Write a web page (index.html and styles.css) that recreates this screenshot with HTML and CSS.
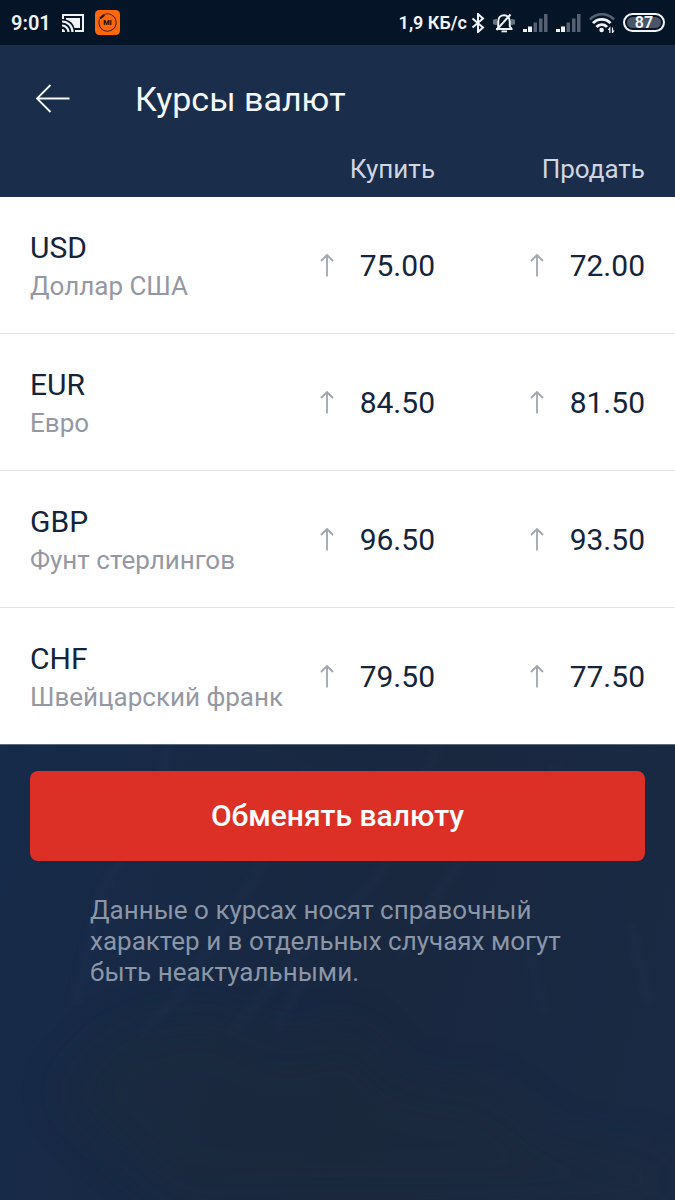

---

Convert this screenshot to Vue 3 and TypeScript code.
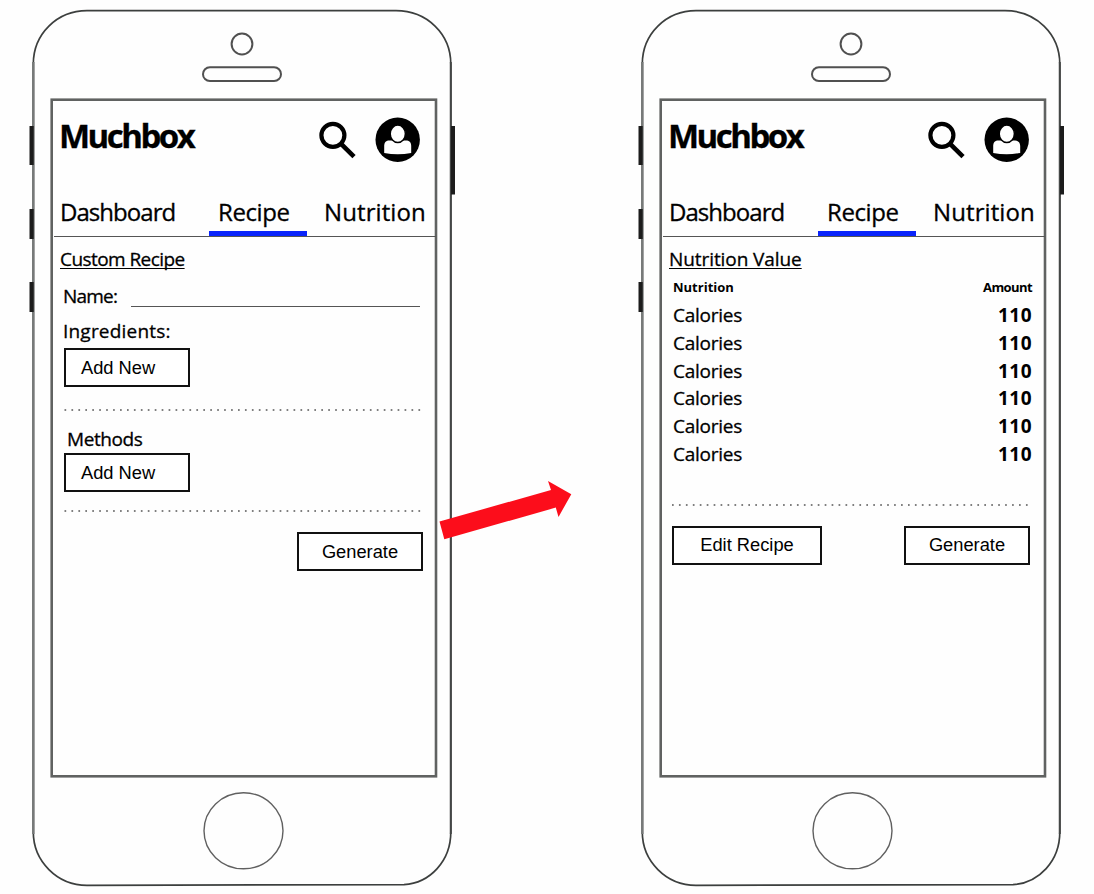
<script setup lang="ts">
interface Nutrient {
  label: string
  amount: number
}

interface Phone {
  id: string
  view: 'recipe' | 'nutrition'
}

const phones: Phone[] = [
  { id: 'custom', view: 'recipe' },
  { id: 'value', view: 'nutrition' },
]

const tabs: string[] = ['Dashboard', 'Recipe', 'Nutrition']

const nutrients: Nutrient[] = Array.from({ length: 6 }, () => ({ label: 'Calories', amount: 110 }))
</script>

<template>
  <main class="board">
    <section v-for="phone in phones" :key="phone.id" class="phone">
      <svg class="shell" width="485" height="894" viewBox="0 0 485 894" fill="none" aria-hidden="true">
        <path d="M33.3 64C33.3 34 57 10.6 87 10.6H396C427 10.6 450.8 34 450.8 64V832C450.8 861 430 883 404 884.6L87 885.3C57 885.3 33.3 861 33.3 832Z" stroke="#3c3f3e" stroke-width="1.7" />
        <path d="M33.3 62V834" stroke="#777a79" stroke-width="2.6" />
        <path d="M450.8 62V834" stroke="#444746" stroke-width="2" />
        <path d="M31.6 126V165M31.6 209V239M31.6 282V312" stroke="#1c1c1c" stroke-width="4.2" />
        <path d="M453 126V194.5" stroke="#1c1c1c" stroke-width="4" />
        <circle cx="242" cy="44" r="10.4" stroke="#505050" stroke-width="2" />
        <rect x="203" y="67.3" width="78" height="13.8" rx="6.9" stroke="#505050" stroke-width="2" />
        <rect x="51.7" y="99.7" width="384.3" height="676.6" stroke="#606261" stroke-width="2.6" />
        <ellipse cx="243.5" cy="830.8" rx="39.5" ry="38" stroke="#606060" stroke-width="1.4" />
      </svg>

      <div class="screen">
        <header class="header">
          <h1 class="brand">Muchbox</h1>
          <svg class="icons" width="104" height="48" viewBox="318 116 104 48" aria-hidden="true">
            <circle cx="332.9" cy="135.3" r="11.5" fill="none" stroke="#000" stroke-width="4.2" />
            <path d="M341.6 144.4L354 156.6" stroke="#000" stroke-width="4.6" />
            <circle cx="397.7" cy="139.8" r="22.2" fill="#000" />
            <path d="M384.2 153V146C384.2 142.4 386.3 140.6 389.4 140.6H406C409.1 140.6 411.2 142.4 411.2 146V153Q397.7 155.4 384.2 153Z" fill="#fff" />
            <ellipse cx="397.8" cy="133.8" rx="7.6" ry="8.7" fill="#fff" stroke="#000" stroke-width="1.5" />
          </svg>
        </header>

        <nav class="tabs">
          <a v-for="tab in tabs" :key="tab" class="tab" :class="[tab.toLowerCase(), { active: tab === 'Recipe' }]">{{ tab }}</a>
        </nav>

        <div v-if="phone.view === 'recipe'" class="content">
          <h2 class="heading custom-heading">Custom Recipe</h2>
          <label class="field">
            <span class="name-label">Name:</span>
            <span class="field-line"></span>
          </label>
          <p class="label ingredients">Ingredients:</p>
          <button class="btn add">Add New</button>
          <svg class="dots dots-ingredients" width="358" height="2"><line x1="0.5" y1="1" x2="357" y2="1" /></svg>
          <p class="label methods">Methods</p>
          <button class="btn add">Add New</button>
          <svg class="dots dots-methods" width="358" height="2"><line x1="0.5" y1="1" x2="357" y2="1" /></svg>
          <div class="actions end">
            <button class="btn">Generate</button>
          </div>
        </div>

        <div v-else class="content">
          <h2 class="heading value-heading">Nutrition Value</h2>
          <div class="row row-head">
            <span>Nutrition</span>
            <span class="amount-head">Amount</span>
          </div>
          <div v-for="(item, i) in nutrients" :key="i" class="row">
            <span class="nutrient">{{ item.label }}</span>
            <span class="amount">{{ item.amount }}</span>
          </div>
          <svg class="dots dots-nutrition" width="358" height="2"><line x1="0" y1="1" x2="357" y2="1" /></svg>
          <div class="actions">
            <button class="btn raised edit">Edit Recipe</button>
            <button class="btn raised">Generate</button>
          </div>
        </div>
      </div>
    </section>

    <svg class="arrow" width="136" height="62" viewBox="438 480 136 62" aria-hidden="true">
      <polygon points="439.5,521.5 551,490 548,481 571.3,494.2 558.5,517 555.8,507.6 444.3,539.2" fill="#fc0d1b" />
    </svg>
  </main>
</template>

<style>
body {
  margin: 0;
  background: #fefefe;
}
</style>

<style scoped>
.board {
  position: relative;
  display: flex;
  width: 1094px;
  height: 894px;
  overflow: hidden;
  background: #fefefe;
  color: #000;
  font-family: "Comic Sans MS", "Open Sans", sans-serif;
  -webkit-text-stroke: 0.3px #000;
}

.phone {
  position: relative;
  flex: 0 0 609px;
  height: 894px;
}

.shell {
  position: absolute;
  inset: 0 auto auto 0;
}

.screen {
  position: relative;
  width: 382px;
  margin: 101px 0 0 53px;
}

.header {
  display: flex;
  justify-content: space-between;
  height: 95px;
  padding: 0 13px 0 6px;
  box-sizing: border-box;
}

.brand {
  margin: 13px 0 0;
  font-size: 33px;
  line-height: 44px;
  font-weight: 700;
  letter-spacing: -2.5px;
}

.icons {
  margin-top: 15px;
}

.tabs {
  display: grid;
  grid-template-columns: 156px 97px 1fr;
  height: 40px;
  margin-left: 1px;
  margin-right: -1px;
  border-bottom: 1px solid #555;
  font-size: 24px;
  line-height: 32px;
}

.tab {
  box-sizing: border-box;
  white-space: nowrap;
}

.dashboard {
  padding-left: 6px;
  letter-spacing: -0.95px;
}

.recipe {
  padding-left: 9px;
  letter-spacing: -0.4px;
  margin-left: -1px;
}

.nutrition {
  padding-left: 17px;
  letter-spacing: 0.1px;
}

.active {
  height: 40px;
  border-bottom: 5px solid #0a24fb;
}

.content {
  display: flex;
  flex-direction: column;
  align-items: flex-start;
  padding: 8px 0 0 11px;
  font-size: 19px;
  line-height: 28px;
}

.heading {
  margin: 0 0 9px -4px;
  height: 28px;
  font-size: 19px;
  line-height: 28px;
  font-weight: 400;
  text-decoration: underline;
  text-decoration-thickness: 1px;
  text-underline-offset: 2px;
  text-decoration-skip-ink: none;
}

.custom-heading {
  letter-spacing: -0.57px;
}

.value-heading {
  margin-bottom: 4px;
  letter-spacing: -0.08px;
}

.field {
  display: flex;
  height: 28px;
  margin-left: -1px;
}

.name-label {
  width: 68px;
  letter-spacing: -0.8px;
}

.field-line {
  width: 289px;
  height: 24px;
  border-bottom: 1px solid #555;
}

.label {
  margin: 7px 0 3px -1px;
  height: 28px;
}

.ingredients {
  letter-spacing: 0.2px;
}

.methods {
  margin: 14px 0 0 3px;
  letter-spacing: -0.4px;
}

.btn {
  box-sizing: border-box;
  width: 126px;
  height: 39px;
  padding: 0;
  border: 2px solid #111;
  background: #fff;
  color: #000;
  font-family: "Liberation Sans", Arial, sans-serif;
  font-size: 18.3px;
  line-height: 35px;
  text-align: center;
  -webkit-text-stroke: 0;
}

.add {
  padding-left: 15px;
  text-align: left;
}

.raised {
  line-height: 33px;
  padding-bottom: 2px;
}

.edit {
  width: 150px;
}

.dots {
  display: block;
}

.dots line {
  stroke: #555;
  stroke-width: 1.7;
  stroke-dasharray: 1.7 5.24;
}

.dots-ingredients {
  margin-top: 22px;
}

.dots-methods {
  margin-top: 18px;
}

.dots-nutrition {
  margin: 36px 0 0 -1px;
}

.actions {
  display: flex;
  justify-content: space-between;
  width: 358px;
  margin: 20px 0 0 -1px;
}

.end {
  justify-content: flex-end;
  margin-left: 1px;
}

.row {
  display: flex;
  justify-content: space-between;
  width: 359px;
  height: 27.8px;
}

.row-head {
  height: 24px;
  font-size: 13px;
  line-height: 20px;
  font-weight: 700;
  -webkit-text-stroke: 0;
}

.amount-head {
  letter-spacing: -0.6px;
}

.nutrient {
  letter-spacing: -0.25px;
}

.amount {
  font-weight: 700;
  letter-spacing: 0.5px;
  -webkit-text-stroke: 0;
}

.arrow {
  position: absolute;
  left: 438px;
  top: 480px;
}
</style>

* [What the exercise asks] Collect each line containing the string "this".

* [Response]
Write a web page (index.html and styles.css) that recreates this screenshot with HTML and CSS.
Convert this screenshot to Vue 3 and TypeScript code.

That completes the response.